**WHAT TO DO:**
Identify the lines that contain the string "React", then copy each of them.

**SOURCE MATERIAL:**
━━━━━━━━

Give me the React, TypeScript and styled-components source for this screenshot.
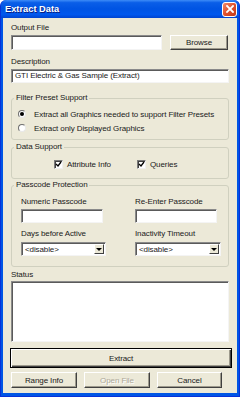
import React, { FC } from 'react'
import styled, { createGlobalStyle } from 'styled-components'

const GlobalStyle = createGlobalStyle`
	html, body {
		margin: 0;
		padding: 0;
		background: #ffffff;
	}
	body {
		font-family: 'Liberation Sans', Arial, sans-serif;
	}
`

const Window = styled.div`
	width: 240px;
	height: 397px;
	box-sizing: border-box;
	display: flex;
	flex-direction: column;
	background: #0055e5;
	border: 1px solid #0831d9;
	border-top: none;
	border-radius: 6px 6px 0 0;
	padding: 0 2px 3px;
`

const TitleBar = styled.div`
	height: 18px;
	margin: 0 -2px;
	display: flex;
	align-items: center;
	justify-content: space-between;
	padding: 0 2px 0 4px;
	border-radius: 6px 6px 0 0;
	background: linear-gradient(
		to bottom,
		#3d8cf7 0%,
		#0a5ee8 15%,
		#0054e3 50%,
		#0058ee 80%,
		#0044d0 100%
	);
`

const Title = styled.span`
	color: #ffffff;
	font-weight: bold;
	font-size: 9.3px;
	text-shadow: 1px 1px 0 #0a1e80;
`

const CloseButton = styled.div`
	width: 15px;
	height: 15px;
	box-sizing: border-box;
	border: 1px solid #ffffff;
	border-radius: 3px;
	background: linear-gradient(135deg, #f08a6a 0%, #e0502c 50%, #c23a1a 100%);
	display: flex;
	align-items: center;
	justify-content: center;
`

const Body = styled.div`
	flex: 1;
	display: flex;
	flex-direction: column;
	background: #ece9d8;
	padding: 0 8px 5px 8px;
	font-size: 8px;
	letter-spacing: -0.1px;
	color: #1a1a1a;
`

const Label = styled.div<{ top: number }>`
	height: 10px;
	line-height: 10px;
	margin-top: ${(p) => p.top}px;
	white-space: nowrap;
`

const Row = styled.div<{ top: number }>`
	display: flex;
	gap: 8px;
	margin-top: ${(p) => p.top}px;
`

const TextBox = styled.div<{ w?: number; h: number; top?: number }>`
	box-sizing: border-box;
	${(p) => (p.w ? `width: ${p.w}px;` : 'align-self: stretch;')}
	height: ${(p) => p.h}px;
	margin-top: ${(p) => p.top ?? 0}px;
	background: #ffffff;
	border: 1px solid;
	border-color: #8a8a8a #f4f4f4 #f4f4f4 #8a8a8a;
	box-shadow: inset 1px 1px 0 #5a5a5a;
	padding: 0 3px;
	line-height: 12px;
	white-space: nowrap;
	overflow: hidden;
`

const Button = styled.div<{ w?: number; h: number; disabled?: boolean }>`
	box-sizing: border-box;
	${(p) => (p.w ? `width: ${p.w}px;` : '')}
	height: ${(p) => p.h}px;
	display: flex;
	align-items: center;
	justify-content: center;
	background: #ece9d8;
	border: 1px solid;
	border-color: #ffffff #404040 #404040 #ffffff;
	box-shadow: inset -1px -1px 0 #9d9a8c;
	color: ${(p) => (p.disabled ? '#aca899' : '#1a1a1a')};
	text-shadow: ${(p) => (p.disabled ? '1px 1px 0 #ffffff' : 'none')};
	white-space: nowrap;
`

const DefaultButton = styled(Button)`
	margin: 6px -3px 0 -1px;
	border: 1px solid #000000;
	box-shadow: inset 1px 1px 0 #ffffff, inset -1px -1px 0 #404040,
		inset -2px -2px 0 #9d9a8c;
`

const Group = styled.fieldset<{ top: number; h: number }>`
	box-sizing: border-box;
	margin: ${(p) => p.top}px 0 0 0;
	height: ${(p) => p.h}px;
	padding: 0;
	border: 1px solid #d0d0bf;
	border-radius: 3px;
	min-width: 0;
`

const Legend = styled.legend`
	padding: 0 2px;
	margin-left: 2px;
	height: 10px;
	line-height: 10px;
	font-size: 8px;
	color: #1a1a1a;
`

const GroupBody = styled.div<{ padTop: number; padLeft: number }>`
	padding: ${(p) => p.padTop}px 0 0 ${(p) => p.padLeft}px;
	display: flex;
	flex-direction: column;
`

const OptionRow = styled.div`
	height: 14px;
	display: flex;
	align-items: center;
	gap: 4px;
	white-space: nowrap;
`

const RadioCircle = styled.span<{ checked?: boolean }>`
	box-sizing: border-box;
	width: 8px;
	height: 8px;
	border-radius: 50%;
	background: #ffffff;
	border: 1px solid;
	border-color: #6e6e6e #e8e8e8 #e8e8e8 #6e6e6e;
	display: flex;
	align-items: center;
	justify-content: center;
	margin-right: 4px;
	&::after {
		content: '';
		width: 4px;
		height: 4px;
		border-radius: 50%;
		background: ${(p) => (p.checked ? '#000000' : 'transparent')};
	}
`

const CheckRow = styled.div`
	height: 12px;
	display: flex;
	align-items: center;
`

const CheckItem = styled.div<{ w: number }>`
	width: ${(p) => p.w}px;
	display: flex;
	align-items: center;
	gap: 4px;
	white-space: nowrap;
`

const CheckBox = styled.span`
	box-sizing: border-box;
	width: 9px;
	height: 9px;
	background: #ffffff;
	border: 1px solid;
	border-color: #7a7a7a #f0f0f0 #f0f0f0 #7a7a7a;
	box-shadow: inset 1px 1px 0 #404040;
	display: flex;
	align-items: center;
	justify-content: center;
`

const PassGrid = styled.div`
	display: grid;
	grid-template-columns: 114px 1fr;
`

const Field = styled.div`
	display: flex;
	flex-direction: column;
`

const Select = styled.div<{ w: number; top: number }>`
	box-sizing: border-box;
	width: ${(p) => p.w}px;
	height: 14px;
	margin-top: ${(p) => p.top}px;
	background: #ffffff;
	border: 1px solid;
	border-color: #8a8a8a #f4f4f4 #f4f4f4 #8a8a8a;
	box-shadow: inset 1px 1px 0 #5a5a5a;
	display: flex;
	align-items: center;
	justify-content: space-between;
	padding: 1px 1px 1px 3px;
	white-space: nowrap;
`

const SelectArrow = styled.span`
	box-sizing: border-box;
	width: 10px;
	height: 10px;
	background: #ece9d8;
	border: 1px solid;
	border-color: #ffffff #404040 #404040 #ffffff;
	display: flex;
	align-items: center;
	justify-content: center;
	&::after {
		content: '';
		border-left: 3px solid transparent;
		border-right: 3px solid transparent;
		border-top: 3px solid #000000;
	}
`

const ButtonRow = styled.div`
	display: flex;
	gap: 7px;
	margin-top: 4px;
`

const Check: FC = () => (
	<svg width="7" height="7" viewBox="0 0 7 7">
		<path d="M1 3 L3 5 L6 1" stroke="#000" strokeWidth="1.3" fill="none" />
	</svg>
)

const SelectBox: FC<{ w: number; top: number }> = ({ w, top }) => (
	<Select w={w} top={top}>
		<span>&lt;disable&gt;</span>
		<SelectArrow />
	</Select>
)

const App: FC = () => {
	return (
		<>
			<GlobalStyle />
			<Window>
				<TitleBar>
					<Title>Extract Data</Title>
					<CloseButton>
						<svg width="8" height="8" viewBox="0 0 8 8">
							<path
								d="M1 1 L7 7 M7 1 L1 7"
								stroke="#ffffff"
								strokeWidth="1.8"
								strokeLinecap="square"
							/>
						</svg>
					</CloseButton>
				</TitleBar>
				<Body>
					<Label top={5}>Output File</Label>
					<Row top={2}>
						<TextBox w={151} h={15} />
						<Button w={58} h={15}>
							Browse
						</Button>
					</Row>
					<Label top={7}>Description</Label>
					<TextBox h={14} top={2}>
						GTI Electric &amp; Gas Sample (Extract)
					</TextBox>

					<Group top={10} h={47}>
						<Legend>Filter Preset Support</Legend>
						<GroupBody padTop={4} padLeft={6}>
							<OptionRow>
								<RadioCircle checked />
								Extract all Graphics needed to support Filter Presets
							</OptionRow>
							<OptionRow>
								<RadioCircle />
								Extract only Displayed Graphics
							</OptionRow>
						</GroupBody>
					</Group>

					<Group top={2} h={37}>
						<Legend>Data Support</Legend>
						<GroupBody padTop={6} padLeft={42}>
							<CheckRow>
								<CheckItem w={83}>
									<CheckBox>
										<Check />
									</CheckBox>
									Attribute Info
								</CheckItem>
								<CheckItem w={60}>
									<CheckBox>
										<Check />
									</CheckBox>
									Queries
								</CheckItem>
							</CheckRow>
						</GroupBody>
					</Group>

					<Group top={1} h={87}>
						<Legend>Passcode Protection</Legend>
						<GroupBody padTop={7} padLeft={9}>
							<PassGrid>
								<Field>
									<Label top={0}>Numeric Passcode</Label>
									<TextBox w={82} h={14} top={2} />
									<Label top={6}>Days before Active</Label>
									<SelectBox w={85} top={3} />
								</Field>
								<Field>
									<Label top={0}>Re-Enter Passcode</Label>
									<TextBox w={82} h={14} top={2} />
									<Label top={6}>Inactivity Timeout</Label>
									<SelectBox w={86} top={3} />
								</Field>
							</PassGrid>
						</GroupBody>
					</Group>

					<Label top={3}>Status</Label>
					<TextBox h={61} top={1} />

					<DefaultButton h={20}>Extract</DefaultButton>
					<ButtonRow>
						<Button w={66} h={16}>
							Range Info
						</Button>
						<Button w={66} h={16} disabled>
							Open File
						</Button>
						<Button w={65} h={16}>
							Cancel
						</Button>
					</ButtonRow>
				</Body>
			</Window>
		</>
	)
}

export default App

━━━━━━━━

**EXERCISE SOLUTION:**
Give me the React, TypeScript and styled-components source for this screenshot.
import React, { FC } from 'react'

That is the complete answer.